IT was 1932 when Nellie Watson first clapped eyes on Matthew Moran — the Barnsley Bulldog.

The boxer had just won a bout in her home town of Chorley and as he emerged victorious from the ring, he spotted Nellie in the crowd.

Mrs Watson, who will be 100 on Sunday, said: “I was only 18, and after this fight, he just came out of the ring and said to me ‘can I take you home tonight?’ “I thought, ‘Why not, I’m not doing anything’ and he walked me back to my house.

“The next day we went to the pictures to see Henry VIII and we were together from then.”

Mrs Watson toured Britain’s fairgrounds with her boxer husband, whose real name was Matthew Watson, in the Showmen’s Guild, and more than 200 well-wishers will descend on Bolton this weekend to celebrate her birthday.

The family of the sharp-witted former boxing show host will take over Fanny’s pub in Chorley Old Road, Heaton, on Saturday.
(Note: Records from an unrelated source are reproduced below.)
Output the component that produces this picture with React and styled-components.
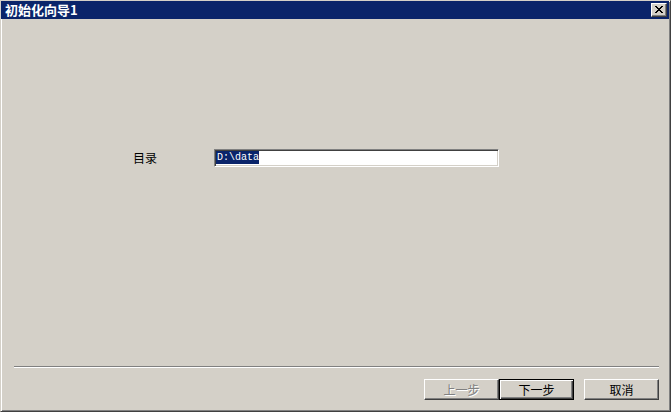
import React from "react";
import styled, { createGlobalStyle } from "styled-components";

const Global = createGlobalStyle`
  html, body { margin: 0; padding: 0; background: #d4d0c8; }
  body { font-family: "Noto Sans CJK SC", "Liberation Sans", sans-serif; }
  * { box-sizing: border-box; }
`;

const Frame = styled.div`
  width: 671px;
  height: 412px;
  display: flex;
  flex-direction: column;
  background: #d4d0c8;
  border-style: solid;
  border-width: 1px;
  border-color: #d4d0c8 #404040 #404040 #d4d0c8;
  box-shadow: inset 1px 1px #ffffff, inset -1px -1px #808080;
`;

const TitleBar = styled.div`
  height: 18px;
  flex: none;
  display: flex;
  align-items: center;
  justify-content: space-between;
  padding: 0 2px 0 4px;
  margin-right: 1px;
  background: #0a246a;
`;

const Title = styled.span`
  color: #ffffff;
  font-weight: bold;
  font-size: 13px;
  line-height: 18px;
`;

const CloseButton = styled.div`
  width: 16px;
  height: 14px;
  display: flex;
  align-items: center;
  justify-content: center;
  background: #d4d0c8;
  border-style: solid;
  border-width: 1px;
  border-color: #ffffff #404040 #404040 #ffffff;
  box-shadow: inset -1px -1px #808080;
  padding: 0 1px 1px 0;
`;

const Body = styled.div`
  flex: 1;
  padding: 130px 0 0 132px;
`;

const FieldRow = styled.div`
  display: flex;
  align-items: center;
  height: 18px;
`;

const Label = styled.span`
  width: 81px;
  font-size: 12px;
  color: #000;
  line-height: 18px;
`;

const TextBox = styled.div`
  width: 285px;
  height: 18px;
  background: #ffffff;
  border-style: solid;
  border-width: 1px;
  border-color: #808080 #ffffff #ffffff #808080;
  box-shadow: inset 1px 1px #404040, inset -1px -1px #d4d0c8;
  padding: 1px 0 0 1px;
  display: flex;
  align-items: flex-start;
`;

const Selected = styled.span`
  display: inline-block;
  height: 13px;
  line-height: 13px;
  padding: 0 0 0 1px;
  background: #0a246a;
  color: #ffffff;
  font-family: "Liberation Mono", "DejaVu Sans Mono", monospace;
  font-size: 10px;
`;

const Footer = styled.div`
  flex: none;
  display: flex;
  flex-direction: column;
  padding-bottom: 11px;
`;

const Separator = styled.div`
  height: 2px;
  margin: 0 11px 0 13px;
  border-top: 1px solid #808080;
  border-bottom: 1px solid #ffffff;
`;

const ButtonRow = styled.div`
  display: flex;
  justify-content: flex-end;
  margin: 11px 11px 0 0;
`;

const Button = styled.div`
  width: 75px;
  height: 21px;
  margin-left: ${(p) => p.$gap || 0}px;
  display: flex;
  align-items: center;
  justify-content: center;
  font-size: 12px;
  background: #d4d0c8;
  color: ${(p) => (p.$disabled ? "#808080" : "#000000")};
  text-shadow: ${(p) => (p.$disabled ? "1px 1px #ffffff" : "none")};
  border: 1px solid;
  border-color: ${(p) =>
    p.$default ? "#000000" : "#ffffff #404040 #404040 #ffffff"};
  box-shadow: ${(p) =>
    p.$default
      ? "inset 1px 1px #ffffff, inset -1px -1px #404040, inset -2px -2px #808080"
      : "inset -1px -1px #808080"};
  padding-bottom: 1px;
`;

export default function App() {
  return (
    <>
      <Global />
      <Frame>
        <TitleBar>
          <Title>初始化向导1</Title>
          <CloseButton>
            <svg width="8" height="7" viewBox="0 0 8 7" shapeRendering="crispEdges">
              <path
                d="M0 0h2v1h-2zM6 0h2v1h-2zM1 1h2v1h-2zM5 1h2v1h-2zM2 2h4v1h-4zM3 3h2v1h-2zM2 4h4v1h-4zM1 5h2v1h-2zM5 5h2v1h-2zM0 6h2v1h-2zM6 6h2v1h-2z"
                fill="#000"
              />
            </svg>
          </CloseButton>
        </TitleBar>
        <Body>
          <FieldRow>
            <Label>目录</Label>
            <TextBox>
              <Selected>D:\data</Selected>
            </TextBox>
          </FieldRow>
        </Body>
        <Footer>
          <Separator />
          <ButtonRow>
            <Button $disabled>上一步</Button>
            <Button $default>下一步</Button>
            <Button $gap={10}>取消</Button>
          </ButtonRow>
        </Footer>
      </Frame>
    </>
  );
}
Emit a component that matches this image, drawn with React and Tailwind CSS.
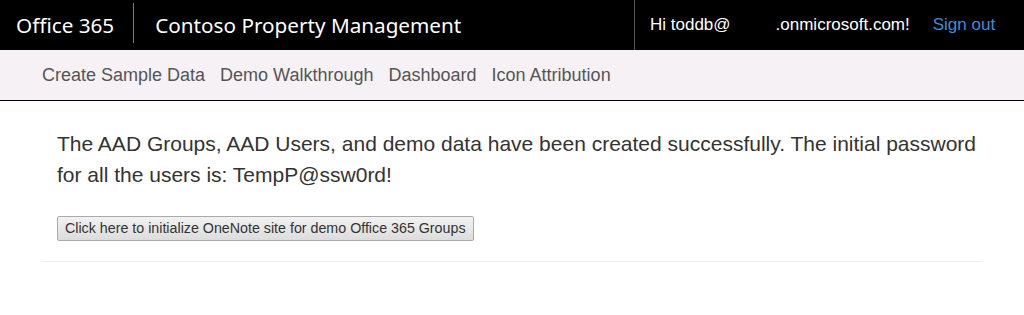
export default function App() {
  const links = ["Create Sample Data", "Demo Walkthrough", "Dashboard", "Icon Attribution"];

  return (
    <div className="w-[1024px] h-[315px] bg-white font-['Liberation_Sans',Arial,sans-serif] text-[#333]">
      {/* top bar */}
      <header className="h-[50px] bg-black text-white flex items-stretch">
        <div className="flex items-center">
          <span className="pl-[16px] pr-[19px] text-[20.7px] font-['Noto_Sans',sans-serif] leading-none">Office 365</span>
          <span className="w-px h-[40px] bg-[#7a7a7a] self-start mt-[3px]"></span>
          <span className="pl-[21px] text-[20.7px] font-['Noto_Sans',sans-serif] leading-none">Contoso Property Management</span>
        </div>
        <div className="ml-auto flex items-center border-l border-[#555] w-[390px]">
          <span className="pl-[15px] text-[17px]">Hi toddb@</span>
          <span className="pl-[45px] text-[17px]">.onmicrosoft.com!</span>
          <a className="pl-[23px] text-[17px] text-[#3f8ed8]">Sign out</a>
        </div>
      </header>

      {/* nav */}
      <nav className="h-[51px] bg-[#f6f1f5] border-b border-black flex items-center pl-[42px] gap-[15px] text-[18px] text-[#555]">
        {links.map((l) => (
          <a key={l}>{l}</a>
        ))}
      </nav>

      {/* content */}
      <main className="px-[42px]">
        <div className="pl-[15px] pt-[27px]">
          <p className="w-[935px] text-[21px] leading-[31px] text-[#333]">
            The AAD Groups, AAD Users, and demo data have been created successfully. The initial password for all the users is: TempP@ssw0rd!
          </p>
          <button className="mt-[26px] h-[25px] px-[7px] text-[14.25px] text-[#333] border border-[#aaa] rounded-[2px] bg-gradient-to-b from-[#f2f2f2] to-[#dcdcdc]">
            Click here to initialize OneNote site for demo Office 365 Groups
          </button>
        </div>
        <hr className="mt-[20px] border-t border-[#eee] w-[940px]" />
      </main>
    </div>
  );
}
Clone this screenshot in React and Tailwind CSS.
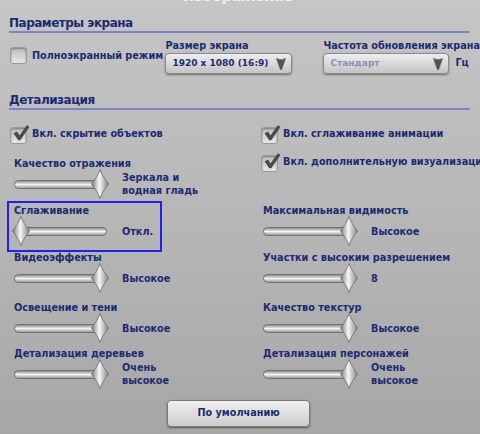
import { useId } from 'react';

const NAVY = 'text-[#1b2a73]';
const LABEL = `text-[9.7px] font-bold ${NAVY}`;

function Thumb({ className }) {
  const id = useId();
  return (
    <svg width="18" height="30" viewBox="0 0 18 30" className={className}>
      <defs>
        <linearGradient id={id} x1="0" x2="1" y1="0" y2="0">
          <stop offset="0" stopColor="#777" />
          <stop offset="0.45" stopColor="#f7f7f7" />
          <stop offset="0.6" stopColor="#d8d8d8" />
          <stop offset="1" stopColor="#848484" />
        </linearGradient>
      </defs>
      <path
        d="M9 0.5 C10.5 6 14.5 10.5 17.5 15 C14.5 19.5 10.5 24 9 29.5 C7.5 24 3.5 19.5 0.5 15 C3.5 10.5 7.5 6 9 0.5 Z"
        fill={`url(#${id})`}
        stroke="#6b6b6b"
        strokeWidth="0.8"
      />
    </svg>
  );
}

function Slider({ label, value, min, className = '' }) {
  return (
    <div className={className}>
      <div className={`h-[14px] whitespace-nowrap leading-[14px] ${LABEL}`}>{label}</div>
      <div className="-mt-[2px] flex h-[30px] items-center">
        <div className="relative h-[30px] w-[93px] shrink-0">
          <div className="absolute left-0 right-0 top-[11px] h-[9px] rounded-full border border-[#707070] bg-gradient-to-b from-[#8e8e8e] via-[#f3f3f3] to-[#9c9c9c]" />
          <Thumb className={min ? 'absolute left-[-2px] top-0' : 'absolute left-[77px] top-0'} />
        </div>
        <div className={`ml-[15px] leading-[13px] ${LABEL}`}>
          {value.map((v) => (
            <div key={v} className="whitespace-nowrap">{v}</div>
          ))}
        </div>
      </div>
    </div>
  );
}

function Checkbox({ label, checked, className = '' }) {
  return (
    <div className={`flex items-center gap-[5px] ${className}`}>
      <div className="relative h-[17px] w-[17px] shrink-0 rounded-[3px] border border-[#9a9a9a] bg-gradient-to-b from-[#bcbcbc] to-[#e8e8e8] shadow-[inset_0_1px_2px_rgba(0,0,0,0.35)]">
        {checked && (
          <svg width="18" height="18" viewBox="0 0 18 18" className="absolute left-[1px] top-[-4px]">
            <path d="M2 9.5 L5 8 L7.5 12 L15 1.5 L17 3 L8 16 L6.5 16 Z" fill="#4a4a4a" stroke="#333" strokeWidth="0.6" strokeLinejoin="round" />
          </svg>
        )}
      </div>
      <span className={`whitespace-nowrap leading-[14px] ${LABEL}`}>{label}</span>
    </div>
  );
}

function Select({ value, muted, className = '' }) {
  return (
    <div className={`flex h-[21px] items-center justify-between rounded-[4px] border border-[#8a8a8a] bg-gradient-to-b from-[#eeeeee] to-[#c4c4c4] pl-[6px] pr-[5px] shadow-[0_1px_2px_rgba(0,0,0,0.45)] ${className}`}>
      <span className={`whitespace-nowrap text-[9px] font-bold ${muted ? 'text-[#8492b4]' : NAVY}`}>{value}</span>
      <svg width="10" height="12" viewBox="0 0 10 12">
        <path d="M0.5 0.5 Q5 3 9.5 0.5 L5.6 11.5 L4.4 11.5 Z" fill="#555" stroke="#3d3d3d" strokeWidth="0.5" />
      </svg>
    </div>
  );
}

function SectionHeader({ children, className = '' }) {
  return (
    <div className={`mr-[10px] border-b-2 border-[#7d84c9] ${className}`}>
      <div className={`h-[16px] text-[12px] font-bold leading-[16px] tracking-[-0.5px] ${NAVY}`}>{children}</div>
    </div>
  );
}

export default function App() {
  return (
    <div className="h-[434px] w-[480px] overflow-hidden bg-gradient-to-b from-[#c6c6c6] to-[#a7a7a7] font-['DejaVu_Sans',sans-serif]">
      {/* window caption, mostly scrolled off the top */}
      <div className="-mt-[12px] h-[16px] pr-[4px] text-center text-[14px] font-bold leading-[16px] text-[#eef3f6]">Изображение</div>

      <div className="pl-[9px]">
        <SectionHeader className="mt-[11px]">Параметры экрана</SectionHeader>

        <div className="mt-[6px] flex">
          <Checkbox label="Полноэкранный режим" className="ml-[1px] mt-[8px] w-[160px] self-start" />
          <div className="w-[158px] shrink-0">
            <div className={`h-[13px] leading-[13px] ${LABEL}`}>Размер экрана</div>
            <Select value="1920 x 1080 (16:9)" className="mt-[1px] w-[127px]" />
          </div>
          <div className="shrink-0">
            <div className={`h-[13px] whitespace-nowrap leading-[13px] ${LABEL}`}>Частота обновления экрана</div>
            <div className="mt-[1px] flex items-center">
              <Select value="Стандарт" muted className="w-[126px]" />
              <span className={`ml-[6px] ${LABEL}`}>Гц</span>
            </div>
          </div>
        </div>

        <SectionHeader className="mt-[18px]">Детализация</SectionHeader>

        <div className="mt-[17px] grid grid-cols-[251px_1fr] pl-[1px]">
          <Checkbox checked label="Вкл. скрытие объектов" className="h-[30px] items-start" />
          <Checkbox checked label="Вкл. сглаживание анимации" className="h-[30px] items-start" />

          <Slider label="Качество отражения" value={['Зеркала и', 'водная гладь']} className="ml-[4px] h-[47px]" />
          <Checkbox checked label="Вкл. дополнительную визуализацию" className="-mt-[2px] h-[47px] items-start" />

          <div className="relative ml-[4px] h-[47px]">
            <div className="absolute left-[-7px] top-[-3px] h-[51px] w-[155px] border-2 border-[#2020f0]" />
            <Slider label="Сглаживание" value={['Откл.']} min />
          </div>
          <Slider label="Максимальная видимость" value={['Высокое']} className="ml-[2px] h-[47px]" />

          <Slider label="Видеоэффекты" value={['Высокое']} className="ml-[4px] h-[50px]" />
          <Slider label="Участки с высоким разрешением" value={['8']} className="ml-[2px] h-[50px]" />

          <Slider label="Освещение и тени" value={['Высокое']} className="ml-[4px] h-[46px]" />
          <Slider label="Качество текстур" value={['Высокое']} className="ml-[2px] h-[46px]" />

          <Slider label="Детализация деревьев" value={['Очень', 'высокое']} className="ml-[4px]" />
          <Slider label="Детализация персонажей" value={['Очень', 'высокое']} className="ml-[2px]" />
        </div>
      </div>

      <button className={`ml-[167px] mt-[11px] flex h-[27px] w-[143px] items-center justify-center rounded-[4px] border border-[#7a7a7a] bg-gradient-to-b from-[#efefef] to-[#cdcdcd] shadow-[0_1px_2px_rgba(0,0,0,0.5)] ${LABEL}`}>
        По умолчанию
      </button>
    </div>
  );
}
Her Yorkshire-born husband Matthew, who performed at their shows for the more than 20 years until the late 1960s, died in Bolton in 2010.

Six years passed before the couple married on June 4, 1938, at Hemsworth Catholic Chapel.

Mrs Watson, from Farnworth, said: “One weekend, Matthew sent me a telegram, asking me to go to Barnsley to meet him.

“I said to him, ‘I’ve known you since I was 18 and I’m not going to keep coming back just because I get a telegram’. He asked me to marry him on the spot and we sorted out the venue there and then.”

Mrs Watson, who has lived in Bolton for 25 years, had a variety of jobs after leaving school aged 14 before she committed to a life on the road.

She said: “We started in 1944 and it really got going after the war finished. It was brilliant, and our kids were brought up travelling with us, getting involved in the business.

“Eventually, it got to the point where Matthew was struggling physically to put on the shows.

“We met so many people all over the country, some of whom will be coming at the weekend.”

Mrs Watson’s mother Mary Ann Fishwick died when she was aged one, while she lost touch with her father, Jack Bennison, when he went to serve in the armed forces and sent Nellie and her two sisters to be brought up with other families.

Mrs Watson’s eldest son Robert died aged 63 in 2003.

She will be accompanied on Saturday by sons Frank and Stephen and daughter Cathy, as well as 11 grandchildren and nine great-grandchildren.